Abstract: This paper draws on interviews with 81 Canadian football players and administrators across junior, university, and professional football, as well as 20 published autobiographies of football players, to examine the development and consequences of sporting masculinity. In this paper, the concept of sporting masculinity is further developed and contrasted with other masculinities, particularly hegemonic masculinity. Various aspects of sporting masculinity in Canadian football are examined such as: the development of a male space, sentiments of superiority both on and off the field, body image issues, playing through pain and injury, analogies of war, and football as a total institution. This paper concludes with a discussion of the dangerous and harmful consequences of sporting masculinity to football players, as well the larger social issues that arise from this identity and the characteristics it can entail.
“We have surrendered our identities to some stereotyped stallion gone mad. And the more this horse seems to be disappearing from our culture, the more fervidly we cling to the saddle. The new institutional representation and spokesman for this horse has become sport, especially football.” (Gary Shaw, 1972, p. 221)
The whole article can be downloaded or viewed as a PDF.

This next article ran in The Nation's sports issue (which is no longer on newsstands), and Deadspin reprinted it. The article looks at the distinction (from the 1960s at affluent schools) between jocks and pukes - not hard to guess which group is the "cool" kids.

What Jock Culture Does To Pukes Like You

BY ROBERT LIPSYTE
AUG 5, 2011 2:00 PM



The following piece originally ran in The Nation's sports issue, on newsstands now.
In the spring of that hard year, 1968, the Columbia University crew coach, Bill Stowe, explained to me that there were only two kinds of men on campus, perhaps in the world—Jocks and Pukes. He explained that Jocks, such as his rowers, were brave, manly, ambitious, focused, patriotic and goaldriven, while Pukes were woolly, distractible, girlish and handicapped by their lack of certainty that nothing mattered as much as winning. Pukes could be found among "the cruddy weirdo slobs" such as hippies, pot smokers, protesters and, yes, former English majors like me.
I dutifully wrote all this down, although doing so seemed kind of Puke-ish. But Stowe was such an affable ur-Jock, 28 years old, funny and articulate, that I found his condescension merely good copy. He'd won an Olympic gold medal, but how could I take him seriously, this former Navy officer who had spent his Vietnam deployment rowing the Saigon River and running an officers' club? Not surprisingly, he didn't last long at Columbia after helping lead police officers through the underground tunnels to roust the Pukes who had occupied buildings during the antiwar and antiracism demonstrations.
As a 30-year-old New York Times sports columnist then, I was not handicapped by as much lack of certainty about all things as I am now. It was clear to me then that Bill Stowe was a "dumb jock," which does not mean stupid; it means ignorant, narrow, misguided by the values of Jock Culture, an important and often overlooked strand of American life.
These days, I'm not so sure he wasn't right; the world may well be divided into Jocks and Pukes.

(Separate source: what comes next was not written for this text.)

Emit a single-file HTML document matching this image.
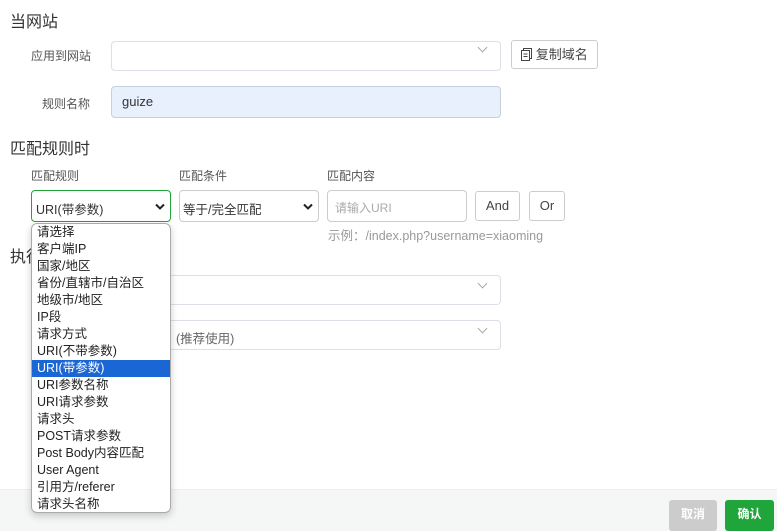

Understanding the differences and the commonalities between the two might be one of the keys to understanding, first, the myths of masculinity and power that pervade sports, and then why those myths are inescapable in everyday life. Boys—and more and more girls—who accept Jock Culture values often go on to flourish in a competitive sports environment that requires submission to authority, winning by any means necessary and group cohesion. They tend to grow up to become our political, military and financial leaders. The Pukes—those "others" typically shouldered aside by Jocks in high school hallways and, I imagine, a large percentage of those who are warily reading this special issue of The Nation—were often turned off or away from competitive sports (or settled for cross-country). They were also more likely to go on to question authority and seek ways of individual expression.
Read the whole article.


1 comment:

  1. So nonathletic boys are considered to not be cool, eh? What a sad commentary on our society! We enjoy many modern comforts and conveniences that were made possible by such men, yet we often hold scientists in contempt.

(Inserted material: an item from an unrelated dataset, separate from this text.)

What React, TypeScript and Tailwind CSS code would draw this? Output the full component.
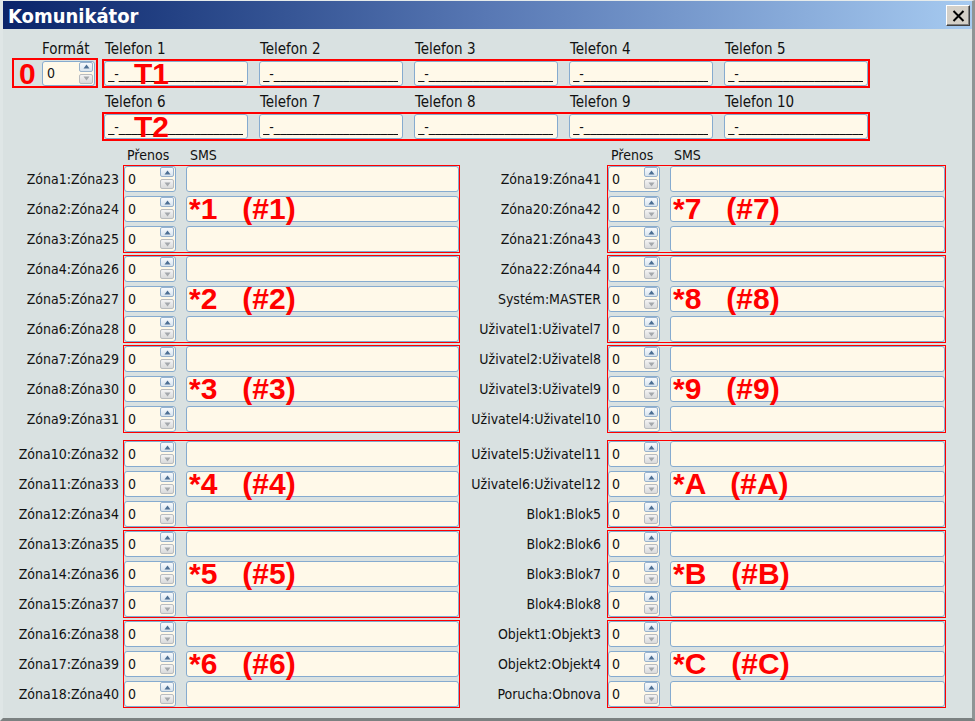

    Does it ever occur to anyone that there have been men of great courage who never had an interest in sports? Intellectual men have spoken against tyranny in their homelands for centuries -- the most recent of which was the late Dr. Andrei Sakharov, the eminent Soviet physicist who became a human rights activist. One of the greatest heroes of World War II wasn't even a soldier. He was a citizen of a neutral country who conducted rescue operations in Budapest to save the lives of Hungarian Jews. In the early 1980s Raoul Wallenberg became only the third foreigner to be granted honorary American citizenship by the government of the United States. (He likely had died by this point in time as an inmate of the Soviet gulag.) He was a man of extraordinary courage. He put his own life on the line to save the lives of others, surviving several assassination attempts. By the way, he had no use for competitive team sports; so, I guess he was some kind of loser, eh?

    The jock culture does not recognize the courage of men such as Sakharov and Wallenberg. Absolutely pathetic! The jock culture is just another kind of prejudice and bigotry.

    I personally know of athletes who reject the jock culture, and I deeply appreciate them. But sometimes they seem to be in the minority.